Secrets of a Successful Job Share

By Michelle Rafter

May. 15, 2008

Rebecca Hinkle and Karen Boda shared a job at Hewlett-Packard for more than 14 years, through multiple responsibilities, managers, promotions and physical locations, as well as five pregnancies and maternity leaves.

Over time they learned a lot about what makes job sharing successful, information they now use to teach Fortune 500 clients of Twinstar, the Atlanta consulting firm they started after leaving HP two years ago. The partners counsel companies to consider the following when deciding whether two employees would be a good job-sharing match:

Communication skills: Employees’ written and verbal communication skills need to be excellent “to keep the job share invisible to the outside world,” Boda says, but also so one person can update the other about what happened while they were off.

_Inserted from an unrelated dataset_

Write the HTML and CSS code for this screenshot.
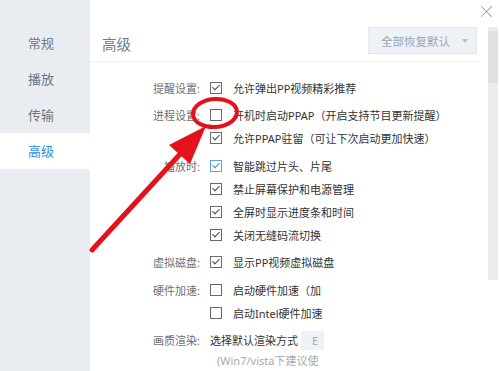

Organization: Being organized and planning ahead are critical when you’re splitting duties. The same goes for flexibility, Boda says. Partners have to accept that the other person may have a different way of doing something, and buy into the notion that because of it, the whole can be more than the sum of its parts, she says.

Work ethic: Job-sharing partners need a similar sense of commitment to the job. Are they both willing to take calls on days when they’re technically “off”? Would they both put in extra work? “You do have to match people who have the same styles. That’s as important as the actual qualifications,” Hinkle says.

Trust: Partners have to believe that the other person can do the job as well as they can, so much so that they’re willing to let their career depend on it, Boda says. If the partner on duty makes a mistake, they have to agree never to discuss it with anyone else until they have a chance to talk it over “behind closed doors,” Hinkle says.

Compatibility: Hinkle and Boda lasted in their shared job as long as they did because they had common career goals: to continue advancing but only work part time, and to take jobs that interested both of them. Sometimes managers suggested a promotion and sometimes they sought one out. Whenever anything came up, “We spent a good deal of time talking about it,” Boda says. “We weren’t so like-minded that the job was obvious. It was … a lot of negotiation.” In fact, it took two years of negotiating between themselves before they decided to quit and start their consulting firm.

Michelle Rafter is a Workforce contributing editor.